Bajaj dealers reported strong double digit-sales growth, driven by the attractive ‘Hat-trick’ scheme and aggressive price cuts in CT100. The offers have been strategically timed with the improvement in rural sentiment leading to pick-up in motorcycle sales. In a few regions, TVS XL100 (moped) and Apache sales have been directly impacted by aggressive pricing on the CT100 and Pulsar portfolio. The recently-launched TVS Radeon has been received well, bringing walk-in customers. While on the previous visit, the Rural Safari team found traction for the 125cc Hero Glamour, this time good traction was witnessed for the popular, entry level Hero HF Deluxe. Dealers remain positive on the new Xtreme 200. While scooters were gaining prominence in rural areas until the last visit, marginal sluggishness was found in sales this time.

Passenger Vehicles: Rural road infrastructure has been improving over the last 3-5 years. Focus of the Central and State governments on improving rural infrastructure augurs well for increasing penetration of compact cars.

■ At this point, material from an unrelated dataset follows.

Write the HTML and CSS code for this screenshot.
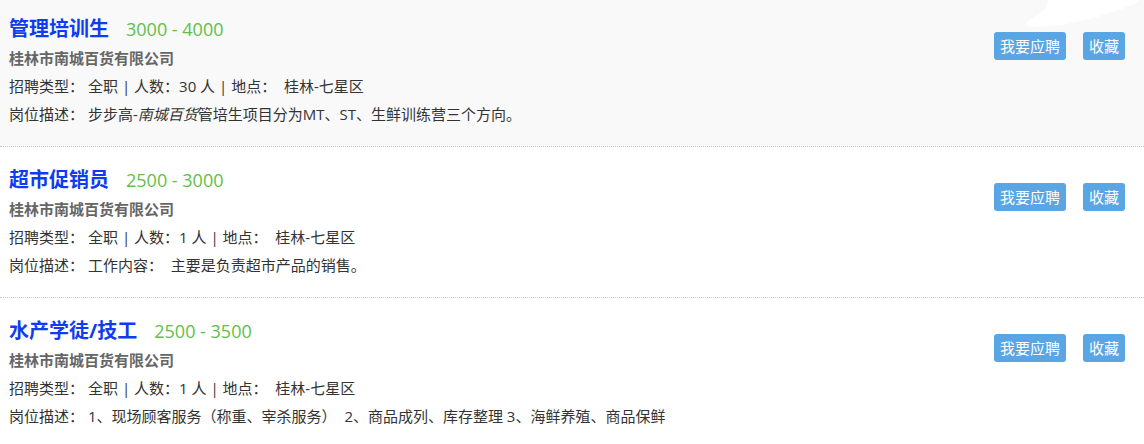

Discussions with dealers suggest that a shift towards cars such as ‘Swift’, ‘Celerio’ and ‘Dzire’ is aided by rising aspirations, better road infrastructure and increasing rural incomes. MSIL by far remains the most popular brand in rural areas and having a dealer infrastructure/outlet helps build customer confidence. While Hyundai closely follows MSIL dealers in setting up sales outlets, other brands are still far away from matching MSIL’s network, service cost, parts’ availability and cost of ownership.

Commercial vehicles: After witnessing a prolonged phase of muted growth between FY13 and FY17, the LCV segment has had four consecutive quarters of 20 per cent+ YoY growth. The prevalence of unemployment was highlighted as the primary growth driver since owning an LCV provides an opportunity to engage in some commercial activity and earn a livelihood. Rapid growth in e-commerce has demanded a robust infrastructure for last-mile connectivity. GST implementation has catalysed wid­espread adoption of the hub and

spoke model in the country. Unsurprisingly, the revival in the LCV segment since Q2FY18 has coincided with this shift. As per feedback, MSIL has been rather aggressive with the Super Carry model.

Tractors: The second quarter is seasonally weak for tractor sales in India. In addition, concerns around unseasonal rainfall affecting crop yield, higher-than-expected replacement demand, delays in payment of subsidies and weak non-farm income in some states affected tractor sales growth in Q2FY19. Ho­w­­ever, long-term structural drivers remain intact. Normal monsoons in most states and healthy crop production are expected to drive robust demand for FY19.


Rural housing accounts for a major share of cement volumes in India, 35 per cent of the overall cement demand. The cement volume is expected to grow at 8 per cent over FY17-21E on the back of growth in Housing and Infrastructure segments. Housing is expected to post a 9 per cent volume CAGR, led by rural housing, which is expected to benefit from government schemes targeting the construction of 29 million houses by 2022. Urban housing (30 per cent volume share) is expected to benefit on account of government schemes promoting affordable housing. Cheaper availability of funds under CLSS is expected to spur growth in urban areas, especially in economically weak segments (EWS) and low income groups (LIGs). While the demand outlook is favourable, players have a supply pipeline that would get activated as the volume growth comes through, leading to a delay in narrowing the demand-supply gap. JM Financial belives that the sector should enter an upcycle only by FY25-26 owing to the supply surplus in the market.